Problem description: Pull every line containing "code" out of the material below.

[Source records]
★ ★ ★ ★ ★
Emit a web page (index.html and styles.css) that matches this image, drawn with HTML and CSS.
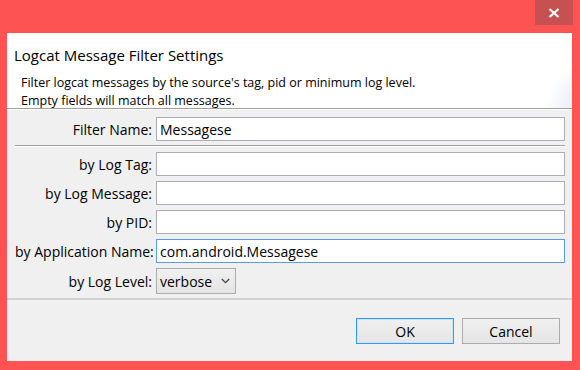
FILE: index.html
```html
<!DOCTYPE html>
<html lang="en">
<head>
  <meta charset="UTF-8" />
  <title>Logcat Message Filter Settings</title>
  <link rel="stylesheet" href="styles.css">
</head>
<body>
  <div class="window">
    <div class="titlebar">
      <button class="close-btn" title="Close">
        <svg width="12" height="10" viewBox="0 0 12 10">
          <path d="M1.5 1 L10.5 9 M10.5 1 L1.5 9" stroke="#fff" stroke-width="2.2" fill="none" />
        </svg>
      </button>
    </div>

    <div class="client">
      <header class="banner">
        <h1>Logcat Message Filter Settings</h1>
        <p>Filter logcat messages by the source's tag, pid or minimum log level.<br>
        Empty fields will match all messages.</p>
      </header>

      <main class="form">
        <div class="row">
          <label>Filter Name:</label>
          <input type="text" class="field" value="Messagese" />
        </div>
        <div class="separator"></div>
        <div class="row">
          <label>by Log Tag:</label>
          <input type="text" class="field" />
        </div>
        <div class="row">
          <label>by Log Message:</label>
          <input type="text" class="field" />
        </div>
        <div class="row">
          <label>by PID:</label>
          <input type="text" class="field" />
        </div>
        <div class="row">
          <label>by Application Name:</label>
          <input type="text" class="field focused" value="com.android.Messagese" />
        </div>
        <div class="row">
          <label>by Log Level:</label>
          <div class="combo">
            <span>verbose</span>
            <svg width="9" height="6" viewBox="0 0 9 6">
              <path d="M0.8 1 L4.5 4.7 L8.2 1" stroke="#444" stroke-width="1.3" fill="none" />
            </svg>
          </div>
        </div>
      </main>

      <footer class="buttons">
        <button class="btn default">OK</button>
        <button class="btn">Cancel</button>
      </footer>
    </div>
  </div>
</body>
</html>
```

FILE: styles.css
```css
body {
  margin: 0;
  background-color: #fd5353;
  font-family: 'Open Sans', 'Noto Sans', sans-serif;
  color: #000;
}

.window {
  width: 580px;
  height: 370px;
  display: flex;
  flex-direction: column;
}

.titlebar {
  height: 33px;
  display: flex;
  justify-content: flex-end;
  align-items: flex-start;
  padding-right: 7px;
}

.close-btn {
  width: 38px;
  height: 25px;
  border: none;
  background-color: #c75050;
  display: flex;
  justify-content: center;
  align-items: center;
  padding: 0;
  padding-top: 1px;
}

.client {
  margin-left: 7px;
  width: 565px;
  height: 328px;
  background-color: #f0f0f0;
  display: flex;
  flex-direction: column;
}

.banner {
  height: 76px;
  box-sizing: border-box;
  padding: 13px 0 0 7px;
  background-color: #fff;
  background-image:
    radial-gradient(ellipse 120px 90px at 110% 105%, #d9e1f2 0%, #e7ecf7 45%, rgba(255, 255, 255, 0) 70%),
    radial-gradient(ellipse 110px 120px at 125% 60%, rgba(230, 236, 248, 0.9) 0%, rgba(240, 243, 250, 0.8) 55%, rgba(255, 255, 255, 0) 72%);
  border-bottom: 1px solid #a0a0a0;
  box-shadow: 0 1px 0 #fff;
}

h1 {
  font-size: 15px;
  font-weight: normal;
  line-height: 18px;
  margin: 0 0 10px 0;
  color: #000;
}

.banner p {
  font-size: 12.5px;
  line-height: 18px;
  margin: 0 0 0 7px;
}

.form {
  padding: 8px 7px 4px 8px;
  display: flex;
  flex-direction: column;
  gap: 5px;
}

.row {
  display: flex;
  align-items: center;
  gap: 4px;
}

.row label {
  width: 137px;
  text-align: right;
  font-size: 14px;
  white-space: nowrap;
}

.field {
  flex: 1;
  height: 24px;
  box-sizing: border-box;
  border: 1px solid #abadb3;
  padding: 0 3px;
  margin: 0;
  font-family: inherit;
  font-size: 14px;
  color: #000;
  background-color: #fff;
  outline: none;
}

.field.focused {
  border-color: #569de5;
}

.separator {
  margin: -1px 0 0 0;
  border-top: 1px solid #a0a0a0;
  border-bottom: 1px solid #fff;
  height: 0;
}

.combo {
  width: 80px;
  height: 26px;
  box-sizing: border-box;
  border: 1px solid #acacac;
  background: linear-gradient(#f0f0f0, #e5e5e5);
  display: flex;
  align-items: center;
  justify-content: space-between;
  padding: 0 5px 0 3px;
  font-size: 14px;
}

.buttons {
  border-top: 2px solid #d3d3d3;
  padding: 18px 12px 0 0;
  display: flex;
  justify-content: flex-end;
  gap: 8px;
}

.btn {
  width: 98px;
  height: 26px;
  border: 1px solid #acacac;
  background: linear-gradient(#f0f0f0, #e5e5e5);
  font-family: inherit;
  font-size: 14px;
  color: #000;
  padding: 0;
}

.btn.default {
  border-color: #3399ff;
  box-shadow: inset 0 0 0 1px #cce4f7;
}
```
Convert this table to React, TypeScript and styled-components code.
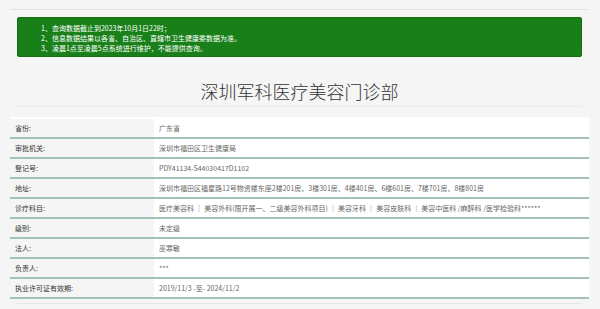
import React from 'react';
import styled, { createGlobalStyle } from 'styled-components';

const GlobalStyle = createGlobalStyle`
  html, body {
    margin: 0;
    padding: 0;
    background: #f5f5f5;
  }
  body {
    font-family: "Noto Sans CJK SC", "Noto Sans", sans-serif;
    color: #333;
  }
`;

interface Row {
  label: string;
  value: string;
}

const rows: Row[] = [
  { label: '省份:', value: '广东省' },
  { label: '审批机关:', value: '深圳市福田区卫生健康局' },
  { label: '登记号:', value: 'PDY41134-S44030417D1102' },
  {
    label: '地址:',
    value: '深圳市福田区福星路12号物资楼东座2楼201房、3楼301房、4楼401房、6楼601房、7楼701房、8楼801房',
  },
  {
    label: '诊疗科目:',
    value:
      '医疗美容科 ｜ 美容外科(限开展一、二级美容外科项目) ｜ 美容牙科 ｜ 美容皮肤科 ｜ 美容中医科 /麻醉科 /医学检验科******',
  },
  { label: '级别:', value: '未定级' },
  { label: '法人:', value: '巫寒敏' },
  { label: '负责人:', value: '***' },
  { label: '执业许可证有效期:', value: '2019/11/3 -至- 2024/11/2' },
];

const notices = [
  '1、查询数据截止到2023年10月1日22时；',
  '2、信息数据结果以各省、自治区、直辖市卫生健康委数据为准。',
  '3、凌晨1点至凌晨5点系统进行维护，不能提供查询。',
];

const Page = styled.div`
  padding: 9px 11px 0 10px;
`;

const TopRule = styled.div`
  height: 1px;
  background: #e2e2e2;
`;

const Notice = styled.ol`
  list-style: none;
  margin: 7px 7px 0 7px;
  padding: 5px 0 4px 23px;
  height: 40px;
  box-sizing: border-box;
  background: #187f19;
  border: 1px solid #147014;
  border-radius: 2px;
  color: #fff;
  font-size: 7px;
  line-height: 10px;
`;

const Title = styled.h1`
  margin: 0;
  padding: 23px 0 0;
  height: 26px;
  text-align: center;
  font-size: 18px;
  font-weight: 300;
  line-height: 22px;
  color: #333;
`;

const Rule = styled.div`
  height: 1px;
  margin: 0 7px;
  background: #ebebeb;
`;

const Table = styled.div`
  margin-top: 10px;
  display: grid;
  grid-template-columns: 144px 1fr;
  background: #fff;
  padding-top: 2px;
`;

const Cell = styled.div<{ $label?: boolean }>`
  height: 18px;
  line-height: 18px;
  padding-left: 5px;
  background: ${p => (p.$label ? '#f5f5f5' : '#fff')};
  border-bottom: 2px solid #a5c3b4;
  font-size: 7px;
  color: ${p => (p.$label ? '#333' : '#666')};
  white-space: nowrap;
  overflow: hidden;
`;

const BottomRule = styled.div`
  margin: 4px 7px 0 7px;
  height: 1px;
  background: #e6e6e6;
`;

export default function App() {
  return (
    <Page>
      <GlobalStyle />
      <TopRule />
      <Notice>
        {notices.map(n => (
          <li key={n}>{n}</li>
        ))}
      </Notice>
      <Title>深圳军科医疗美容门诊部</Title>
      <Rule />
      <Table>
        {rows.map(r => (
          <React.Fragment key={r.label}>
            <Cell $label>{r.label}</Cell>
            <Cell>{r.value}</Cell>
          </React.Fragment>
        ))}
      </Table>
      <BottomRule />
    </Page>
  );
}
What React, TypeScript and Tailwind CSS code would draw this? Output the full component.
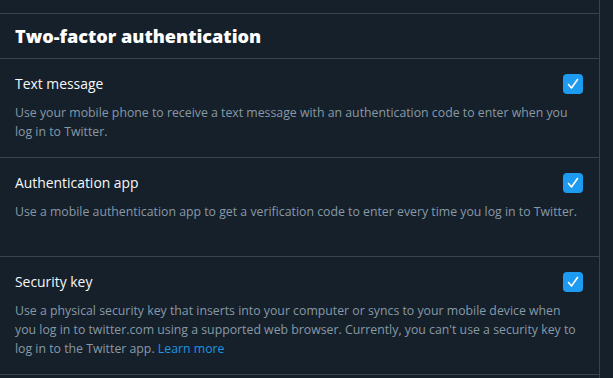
★ ★ ★ ★ ★
Correct response:
Convert this table to React, TypeScript and styled-components code.
What React, TypeScript and Tailwind CSS code would draw this? Output the full component.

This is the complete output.